つまるところ、彼はソシオパスでもましてサイコパスでもなければ、ずば抜けたカリスマを持っているわけでもない。田舎の一般ピーポーでしかない。劇中では馬鹿な話をいかにも真面目っぽく話す才能があったと言及されるけれど、政治家に必要とされるスピーチの才能は彼にはなかった。その代わりに妻のリンがその才を持っていたのだけれど。

しかしアメリカの政府という伏魔殿で仕事をし続けることで、やがて副大統領にまで上り詰めることになるのだけれど、本編でも途中で感動的なBGMに合わせて流れるエンドロールがギャグ的に使われているように、企業のCEOになった時点で政治関わりを経っていれば、至極真っ当で(退屈な)成り上がりの成功譚でしかなかった。

そこに一本の電話がかかってくる。それこそが、今に尾を引く事態の発端と言っても過言ではないかもしれない。
この電話の主(?)であるサム・ロックウェルの演じる子ブッシュが実に「神妙な顔して何も考えてない馬鹿」を体現していて彼が登場するシーンは本当に笑えるのですが、しでかしたことを考えると全く笑えないのが実にアダム・マッケイ節。
曰く
「無能な働き者は害悪である」 byゼークト
「活動的な馬鹿より恐ろしいものはない」 byゲーテ
「真に恐れるべきは有能な敵ではなく無能な味方である」 byナポレオン

だから無能を自覚している私のような人間はひたすら石橋を叩いて何もせずかろうじて生きているわけですが、そういう自覚を麻痺させ自我を肥大させるものこそが権力なのでしょう。

それはもちろんブッシュだけではなくディックもだ。
だから劇中で描かれるようなことになってしまったわけで。

ディック・チェイニーら政治家たちの行動の反作用(あるいは作用そのもの)とも呼ぶべき活動の影響として随所にインサートされる悲惨な現実の数々。
ブッシュの貧乏ゆすりが戦場で震える人の足に繋げられる映像的な巧みさや絵画の配置、エンドクレジットにかかる曲のアイロニーなどなど、その手腕は流石。
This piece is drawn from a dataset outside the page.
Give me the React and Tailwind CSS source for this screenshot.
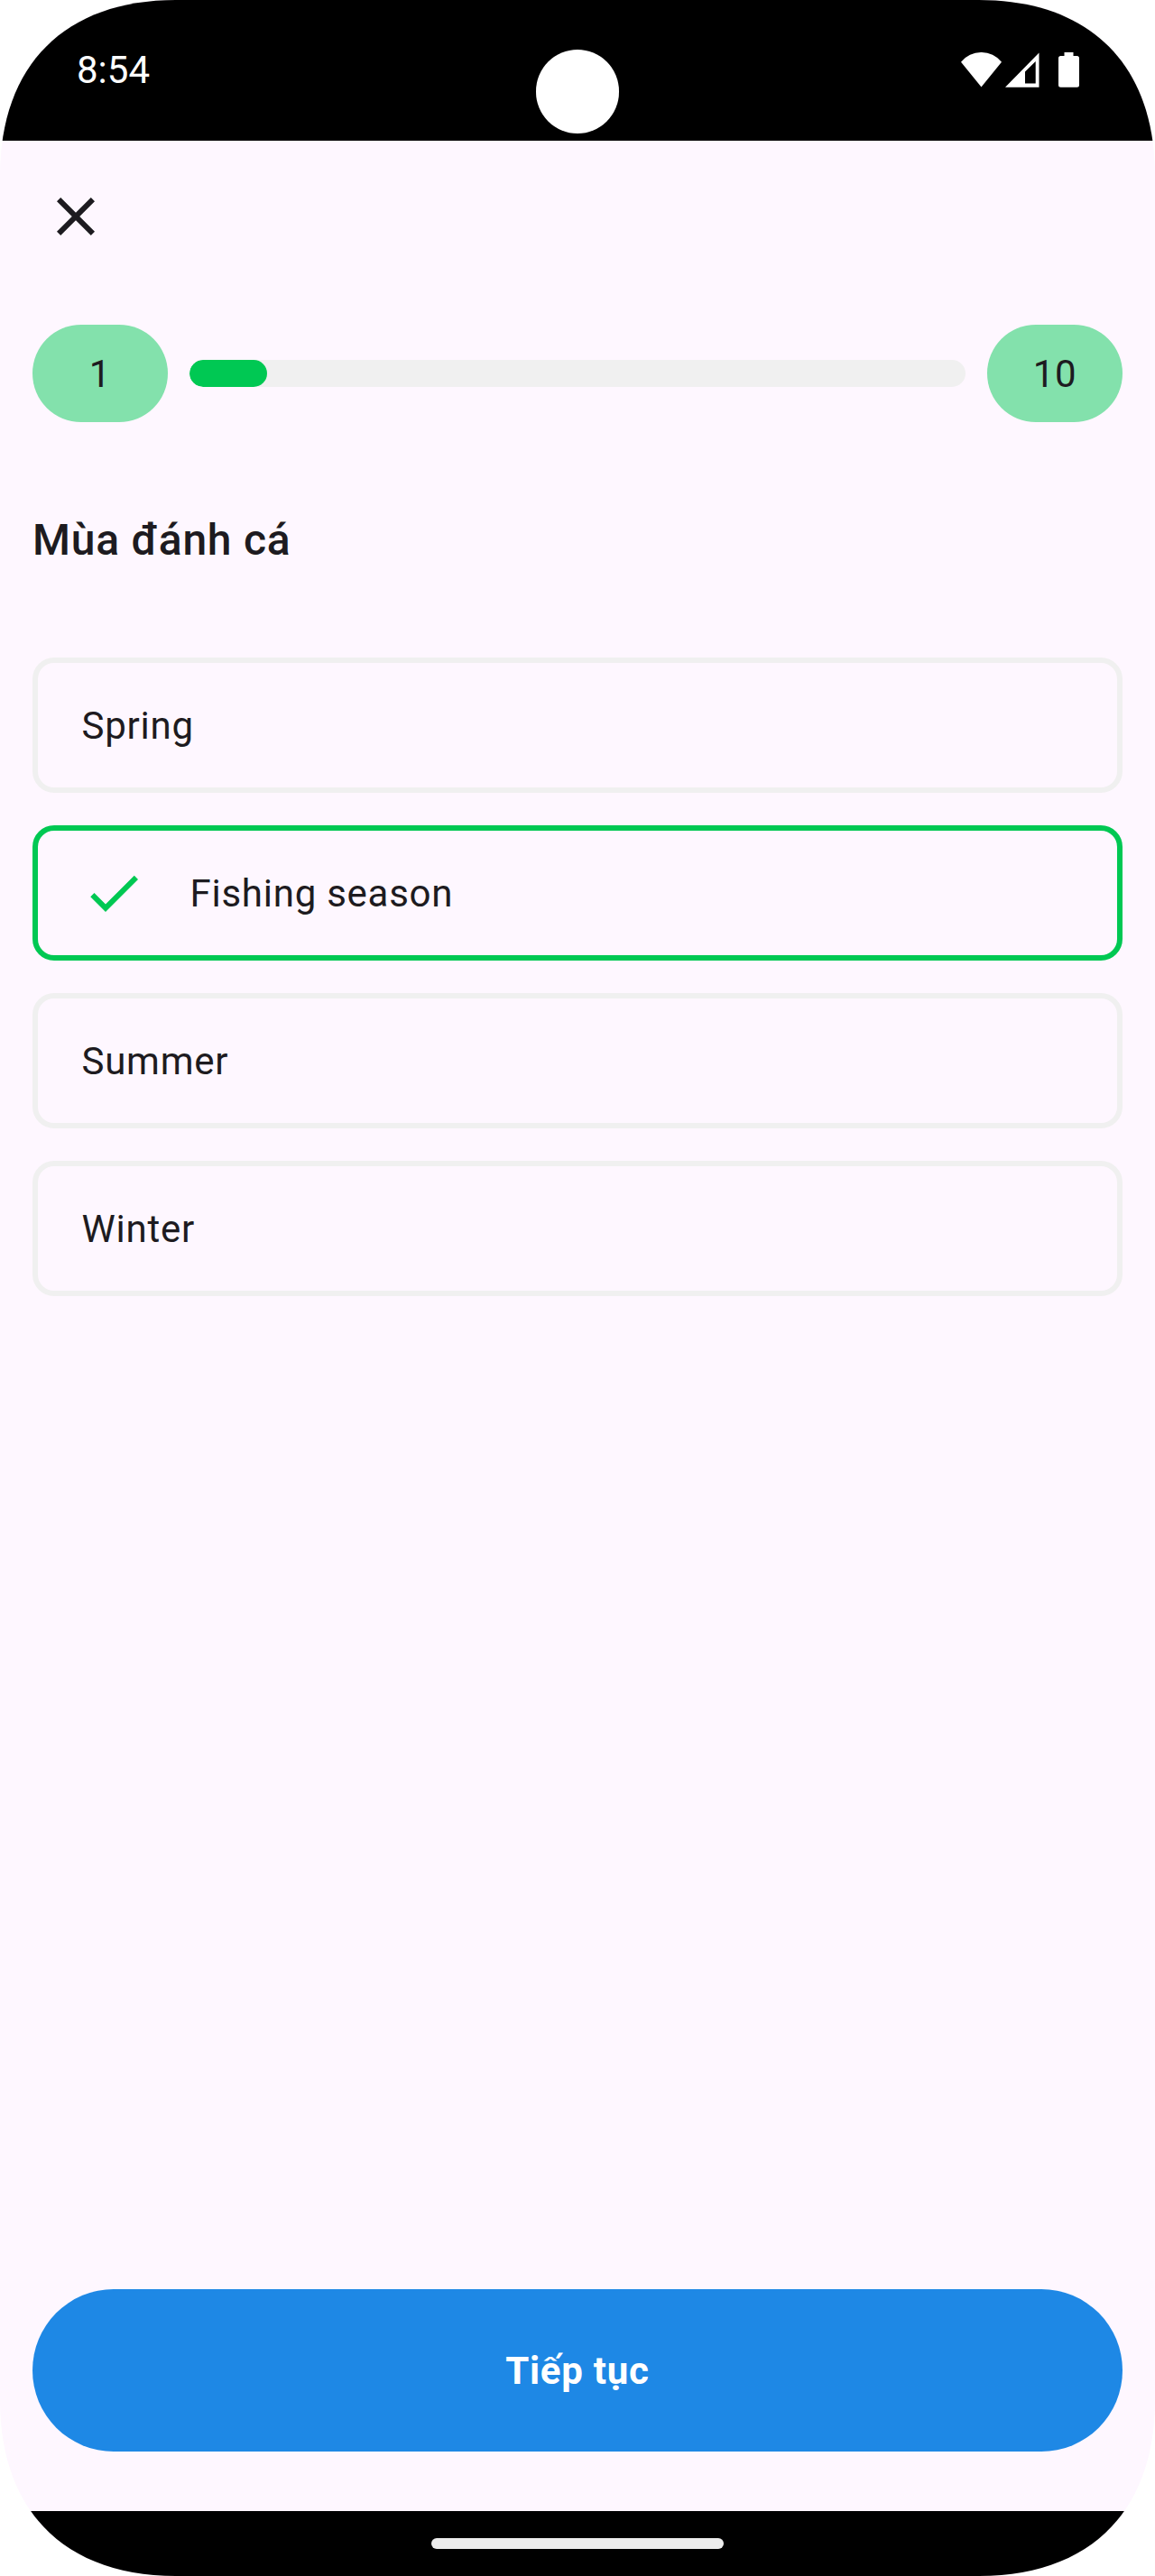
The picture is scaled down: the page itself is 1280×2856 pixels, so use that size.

エンドロール後のあのやり取りは監督の本心だったりするのだろうけれど、しっかりと「ワイルド・スピード」への流れ弾で笑いを誘ってくるあたりマッケイである。

 

とはいえ、この映画はかなりの危険を孕んでもいる。

それは、ともすれば問題をディック・チェイニーだけに収斂しがちな描かれ方をしているようにも見えるからだ。先も書いたようにディックというキャラクターはある程度脚色されているだろうし、その脚色とは監督の視線を通して我々に提供されているものに他ならない。

完全な客観性などというものが存在しないことは言うまでもないけれど、あらゆるメディアはそのメディアの主体たる人物(とか組織とか)によってある側面を切り取られたものでしかない。

この「バイス」もそれは当てはまることである。もちろん、本作で描かれる事態の中心にディックがいることは事実だろうけれど、しかし彼にそうさせたのは彼自身だけではなく周囲のあらゆる環境による相互作用にもある。

森達也が「A3」において語った言葉を援用するのであれば、ディック・チェイニーとは我々の可能性の一つでしかない。

誰もがああなる可能性はある。それを常に意識しなければならない。